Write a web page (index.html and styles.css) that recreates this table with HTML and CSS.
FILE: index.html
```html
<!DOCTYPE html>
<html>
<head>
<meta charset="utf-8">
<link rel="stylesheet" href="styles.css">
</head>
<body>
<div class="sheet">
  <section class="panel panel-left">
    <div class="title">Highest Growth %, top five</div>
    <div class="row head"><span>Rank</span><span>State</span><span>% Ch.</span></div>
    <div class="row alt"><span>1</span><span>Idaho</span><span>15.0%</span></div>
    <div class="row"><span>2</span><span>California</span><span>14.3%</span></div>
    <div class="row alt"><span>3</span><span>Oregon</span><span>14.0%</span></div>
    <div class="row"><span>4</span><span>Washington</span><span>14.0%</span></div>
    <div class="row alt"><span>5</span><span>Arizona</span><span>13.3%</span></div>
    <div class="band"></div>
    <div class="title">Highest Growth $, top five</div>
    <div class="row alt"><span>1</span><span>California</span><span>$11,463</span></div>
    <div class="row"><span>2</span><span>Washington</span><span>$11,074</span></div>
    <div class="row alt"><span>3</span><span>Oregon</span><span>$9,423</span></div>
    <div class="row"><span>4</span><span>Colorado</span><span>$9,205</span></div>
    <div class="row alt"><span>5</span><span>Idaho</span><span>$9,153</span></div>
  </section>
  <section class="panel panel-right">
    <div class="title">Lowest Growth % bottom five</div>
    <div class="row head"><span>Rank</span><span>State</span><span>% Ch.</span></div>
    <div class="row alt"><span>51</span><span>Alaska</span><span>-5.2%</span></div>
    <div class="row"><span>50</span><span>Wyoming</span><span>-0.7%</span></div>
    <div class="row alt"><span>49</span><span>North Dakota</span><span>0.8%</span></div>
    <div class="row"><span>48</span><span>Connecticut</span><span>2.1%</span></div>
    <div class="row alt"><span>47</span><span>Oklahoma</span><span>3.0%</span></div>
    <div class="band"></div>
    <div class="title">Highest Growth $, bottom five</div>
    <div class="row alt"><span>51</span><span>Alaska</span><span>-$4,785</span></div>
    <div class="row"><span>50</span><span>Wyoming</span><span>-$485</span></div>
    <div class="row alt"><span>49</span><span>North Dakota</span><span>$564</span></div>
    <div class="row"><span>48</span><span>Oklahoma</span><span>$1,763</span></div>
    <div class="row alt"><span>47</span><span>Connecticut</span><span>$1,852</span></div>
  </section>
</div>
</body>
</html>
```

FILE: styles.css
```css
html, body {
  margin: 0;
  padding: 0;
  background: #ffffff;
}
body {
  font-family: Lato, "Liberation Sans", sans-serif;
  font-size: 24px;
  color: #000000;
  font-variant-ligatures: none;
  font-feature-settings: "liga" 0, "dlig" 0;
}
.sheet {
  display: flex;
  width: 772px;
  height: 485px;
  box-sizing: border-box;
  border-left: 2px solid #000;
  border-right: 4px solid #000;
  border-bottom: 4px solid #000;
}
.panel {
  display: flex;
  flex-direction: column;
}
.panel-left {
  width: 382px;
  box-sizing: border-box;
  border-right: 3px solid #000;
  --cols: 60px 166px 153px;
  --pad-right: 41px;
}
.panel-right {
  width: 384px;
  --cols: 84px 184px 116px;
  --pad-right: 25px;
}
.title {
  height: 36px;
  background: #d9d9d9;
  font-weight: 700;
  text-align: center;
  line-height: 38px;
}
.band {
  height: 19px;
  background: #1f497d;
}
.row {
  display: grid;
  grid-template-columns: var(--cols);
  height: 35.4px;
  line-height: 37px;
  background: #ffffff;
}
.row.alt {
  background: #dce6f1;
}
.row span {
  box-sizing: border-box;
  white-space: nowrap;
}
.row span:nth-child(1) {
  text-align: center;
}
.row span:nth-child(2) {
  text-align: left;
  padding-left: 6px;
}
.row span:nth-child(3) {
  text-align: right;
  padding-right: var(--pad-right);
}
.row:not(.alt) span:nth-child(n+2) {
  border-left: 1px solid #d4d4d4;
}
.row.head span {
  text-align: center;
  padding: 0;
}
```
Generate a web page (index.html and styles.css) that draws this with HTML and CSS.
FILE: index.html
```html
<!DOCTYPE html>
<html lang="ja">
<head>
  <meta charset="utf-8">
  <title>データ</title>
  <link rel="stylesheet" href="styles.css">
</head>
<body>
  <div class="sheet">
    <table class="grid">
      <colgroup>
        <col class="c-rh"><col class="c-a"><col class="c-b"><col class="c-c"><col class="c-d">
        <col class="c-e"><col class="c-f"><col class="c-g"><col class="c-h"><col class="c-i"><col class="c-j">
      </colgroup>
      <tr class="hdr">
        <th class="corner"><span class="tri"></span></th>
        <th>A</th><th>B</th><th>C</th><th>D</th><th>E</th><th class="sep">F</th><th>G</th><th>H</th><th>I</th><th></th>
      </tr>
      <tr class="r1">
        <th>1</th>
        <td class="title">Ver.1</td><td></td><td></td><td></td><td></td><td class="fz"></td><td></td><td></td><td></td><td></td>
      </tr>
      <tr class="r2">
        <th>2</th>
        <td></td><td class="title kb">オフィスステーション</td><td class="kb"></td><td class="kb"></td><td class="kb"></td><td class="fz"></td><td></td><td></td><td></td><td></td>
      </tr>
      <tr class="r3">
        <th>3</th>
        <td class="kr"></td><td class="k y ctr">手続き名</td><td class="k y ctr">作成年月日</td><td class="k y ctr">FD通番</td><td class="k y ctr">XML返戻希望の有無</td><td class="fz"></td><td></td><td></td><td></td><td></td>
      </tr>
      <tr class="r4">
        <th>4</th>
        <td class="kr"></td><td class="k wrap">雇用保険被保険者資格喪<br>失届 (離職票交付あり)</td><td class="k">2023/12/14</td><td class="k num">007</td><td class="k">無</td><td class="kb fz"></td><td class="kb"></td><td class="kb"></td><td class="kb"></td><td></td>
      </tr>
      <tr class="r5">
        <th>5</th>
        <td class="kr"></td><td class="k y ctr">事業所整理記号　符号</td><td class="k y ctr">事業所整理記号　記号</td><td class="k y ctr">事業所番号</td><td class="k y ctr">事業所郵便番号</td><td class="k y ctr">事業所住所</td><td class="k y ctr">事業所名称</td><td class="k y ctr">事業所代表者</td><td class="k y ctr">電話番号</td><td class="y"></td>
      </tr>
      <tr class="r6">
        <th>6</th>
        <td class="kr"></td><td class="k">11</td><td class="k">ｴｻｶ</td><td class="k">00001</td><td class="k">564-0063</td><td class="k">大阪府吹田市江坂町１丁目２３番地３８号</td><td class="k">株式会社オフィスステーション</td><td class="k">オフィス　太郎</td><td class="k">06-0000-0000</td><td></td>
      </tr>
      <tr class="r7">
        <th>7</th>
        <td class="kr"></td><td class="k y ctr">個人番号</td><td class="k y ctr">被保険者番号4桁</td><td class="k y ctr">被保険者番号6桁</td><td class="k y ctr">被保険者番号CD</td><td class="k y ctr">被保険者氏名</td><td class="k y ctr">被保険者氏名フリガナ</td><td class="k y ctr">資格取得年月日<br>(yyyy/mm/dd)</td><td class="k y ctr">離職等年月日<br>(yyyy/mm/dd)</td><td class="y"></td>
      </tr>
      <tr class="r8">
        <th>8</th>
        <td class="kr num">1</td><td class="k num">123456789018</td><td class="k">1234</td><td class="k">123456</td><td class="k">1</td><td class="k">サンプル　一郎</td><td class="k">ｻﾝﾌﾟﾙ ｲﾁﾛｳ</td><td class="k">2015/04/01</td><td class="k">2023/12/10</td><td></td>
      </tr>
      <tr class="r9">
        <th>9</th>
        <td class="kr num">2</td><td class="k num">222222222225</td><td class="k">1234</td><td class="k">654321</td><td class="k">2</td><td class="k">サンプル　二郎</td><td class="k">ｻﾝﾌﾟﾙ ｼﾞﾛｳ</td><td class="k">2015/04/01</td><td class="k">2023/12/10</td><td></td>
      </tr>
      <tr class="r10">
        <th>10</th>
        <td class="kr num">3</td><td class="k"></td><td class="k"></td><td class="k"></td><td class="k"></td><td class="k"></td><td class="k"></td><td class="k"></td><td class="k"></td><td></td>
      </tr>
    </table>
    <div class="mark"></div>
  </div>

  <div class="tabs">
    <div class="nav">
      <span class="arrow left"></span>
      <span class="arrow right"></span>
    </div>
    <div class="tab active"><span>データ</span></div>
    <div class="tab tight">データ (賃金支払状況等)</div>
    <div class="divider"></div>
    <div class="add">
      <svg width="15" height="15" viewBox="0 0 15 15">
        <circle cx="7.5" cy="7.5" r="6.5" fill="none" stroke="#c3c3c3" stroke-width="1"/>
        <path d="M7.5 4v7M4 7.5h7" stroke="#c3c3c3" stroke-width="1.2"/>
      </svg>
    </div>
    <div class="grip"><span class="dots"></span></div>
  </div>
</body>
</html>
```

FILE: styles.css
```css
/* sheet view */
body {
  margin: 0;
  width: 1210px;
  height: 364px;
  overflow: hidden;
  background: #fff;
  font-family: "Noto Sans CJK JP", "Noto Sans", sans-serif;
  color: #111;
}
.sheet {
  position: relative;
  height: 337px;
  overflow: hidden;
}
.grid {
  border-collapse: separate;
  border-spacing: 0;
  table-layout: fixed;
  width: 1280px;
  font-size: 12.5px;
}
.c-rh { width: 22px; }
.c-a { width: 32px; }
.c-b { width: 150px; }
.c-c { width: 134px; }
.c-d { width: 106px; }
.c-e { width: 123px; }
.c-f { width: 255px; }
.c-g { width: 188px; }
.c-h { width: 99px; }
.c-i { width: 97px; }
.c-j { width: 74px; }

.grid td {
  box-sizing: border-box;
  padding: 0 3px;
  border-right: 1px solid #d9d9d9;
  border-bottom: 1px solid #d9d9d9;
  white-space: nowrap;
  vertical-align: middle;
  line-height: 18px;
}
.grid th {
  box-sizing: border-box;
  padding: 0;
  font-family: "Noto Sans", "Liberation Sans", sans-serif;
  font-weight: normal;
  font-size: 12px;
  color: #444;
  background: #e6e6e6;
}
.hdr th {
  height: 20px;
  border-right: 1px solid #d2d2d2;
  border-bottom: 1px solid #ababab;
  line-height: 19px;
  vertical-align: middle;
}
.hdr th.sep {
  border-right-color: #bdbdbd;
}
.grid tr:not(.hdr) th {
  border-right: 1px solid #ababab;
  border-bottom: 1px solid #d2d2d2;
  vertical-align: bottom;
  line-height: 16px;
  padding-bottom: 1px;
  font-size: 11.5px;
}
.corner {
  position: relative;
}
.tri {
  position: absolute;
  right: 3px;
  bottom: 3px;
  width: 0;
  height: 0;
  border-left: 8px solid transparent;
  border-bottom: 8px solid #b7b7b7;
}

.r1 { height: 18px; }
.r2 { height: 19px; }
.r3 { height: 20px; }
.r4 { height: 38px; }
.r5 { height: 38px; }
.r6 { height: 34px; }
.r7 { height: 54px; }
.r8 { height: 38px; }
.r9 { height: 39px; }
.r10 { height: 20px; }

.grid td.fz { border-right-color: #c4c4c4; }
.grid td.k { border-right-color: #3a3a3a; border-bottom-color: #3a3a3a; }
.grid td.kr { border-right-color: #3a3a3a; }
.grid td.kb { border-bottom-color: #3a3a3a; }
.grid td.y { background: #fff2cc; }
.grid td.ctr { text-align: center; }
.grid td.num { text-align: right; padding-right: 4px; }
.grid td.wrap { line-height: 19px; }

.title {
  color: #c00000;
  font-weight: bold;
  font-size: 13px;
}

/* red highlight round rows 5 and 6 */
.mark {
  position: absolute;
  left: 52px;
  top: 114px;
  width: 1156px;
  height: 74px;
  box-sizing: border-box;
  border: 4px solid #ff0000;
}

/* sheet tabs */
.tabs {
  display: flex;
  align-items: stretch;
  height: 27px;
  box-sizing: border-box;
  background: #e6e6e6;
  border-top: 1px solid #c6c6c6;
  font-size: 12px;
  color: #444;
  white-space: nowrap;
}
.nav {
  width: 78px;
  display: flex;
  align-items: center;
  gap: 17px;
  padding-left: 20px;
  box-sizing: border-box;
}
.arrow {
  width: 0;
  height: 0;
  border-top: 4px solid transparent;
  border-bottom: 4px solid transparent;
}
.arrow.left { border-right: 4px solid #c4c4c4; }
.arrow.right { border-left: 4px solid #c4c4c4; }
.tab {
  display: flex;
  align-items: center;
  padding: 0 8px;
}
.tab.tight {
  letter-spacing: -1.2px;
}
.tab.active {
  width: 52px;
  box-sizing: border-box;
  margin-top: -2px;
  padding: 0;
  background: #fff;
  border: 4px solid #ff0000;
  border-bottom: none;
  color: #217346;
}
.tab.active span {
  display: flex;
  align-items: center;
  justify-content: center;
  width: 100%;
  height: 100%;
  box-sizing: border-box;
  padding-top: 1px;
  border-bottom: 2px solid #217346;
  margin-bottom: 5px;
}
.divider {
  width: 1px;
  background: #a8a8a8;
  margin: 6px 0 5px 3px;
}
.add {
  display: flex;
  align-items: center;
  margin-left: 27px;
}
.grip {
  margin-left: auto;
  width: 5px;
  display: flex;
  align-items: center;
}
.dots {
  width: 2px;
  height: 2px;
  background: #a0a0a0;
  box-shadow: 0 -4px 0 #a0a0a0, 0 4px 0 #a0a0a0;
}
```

------------------------------------

Task statement:
In the records above, find the lines containing "index" and copy them.

Full response:
Write a web page (index.html and styles.css) that recreates this table with HTML and CSS.
FILE: index.html
Generate a web page (index.html and styles.css) that draws this with HTML and CSS.
FILE: index.html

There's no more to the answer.